Does the C++ spec allow an instance of a non-virtual class to include memory for a vtable pointer? I am asking this, because a colleague said he once used a C++ compiler where the following happened:
class MyClass
{
public:
HeaderStruct header; //This had extra words
BodyStruct message_body;
};
He then changed the code to this, which got rid of the extra words:
struct MyClass
{
HeaderStruct header; //This did not have extra words
BodyStruct message_body;
};
None of these types was virtual or derived from anything virtual. So the theory was that perhaps this particular compiler allocated memory for a vptr for the class instances but not for the struct instances.
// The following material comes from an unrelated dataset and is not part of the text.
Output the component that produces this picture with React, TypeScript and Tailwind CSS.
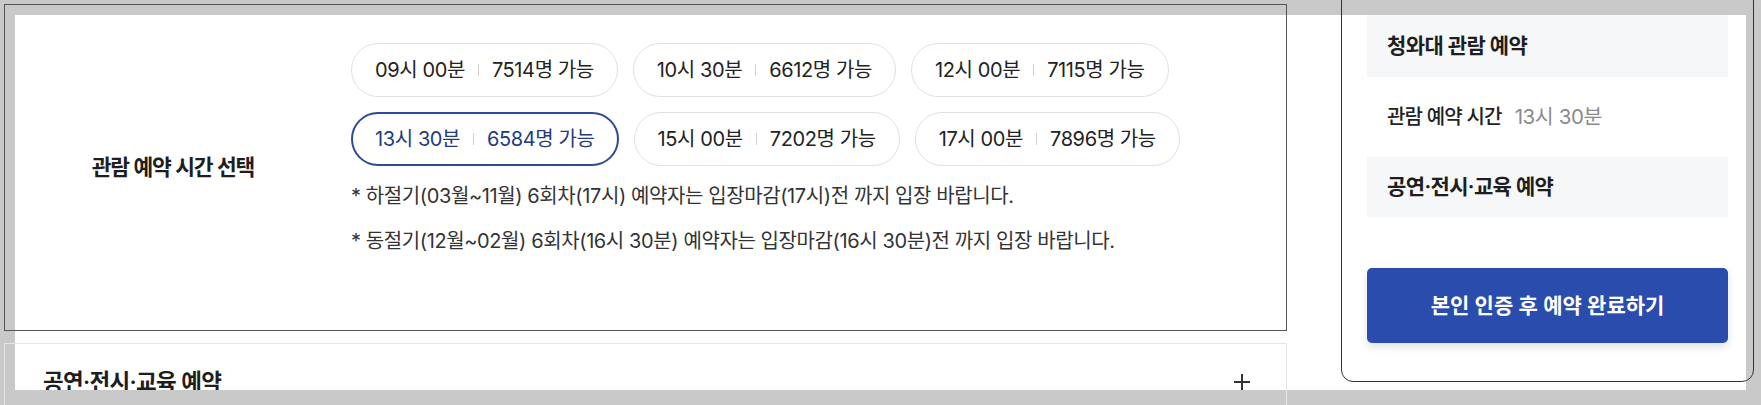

So I'm just trying to determine if such compiler behavior is precluded by the spec.
Thanks!
Ken
I'm unable to find an online reference for it with a quick search, but I'm pretty sure a compiler is permitted to do ANYTHING with the layout of any class; in particular, in classes without any virtual methods, it's allowed to put a vftp or not, depending on how it's feeling that day, whether it's declared as class or struct (which are equivalent in C++ except for the default access specifier), the phase of the moon, or anything else. The only restriction that I'm aware of is that the top part of a derived object shall match the layout of its first (non-virtual) base class. And I'm not even sure it has to be the first one.
You should not at any time depend on a particular compiler's decision on the layout of an object. Many compilers put a vftp in all objects without exception, in order to provide run-time type information to debuggers, or just to make their own lives easier. Some don't. You have no reasonable way of knowing, except through the sizeof operator.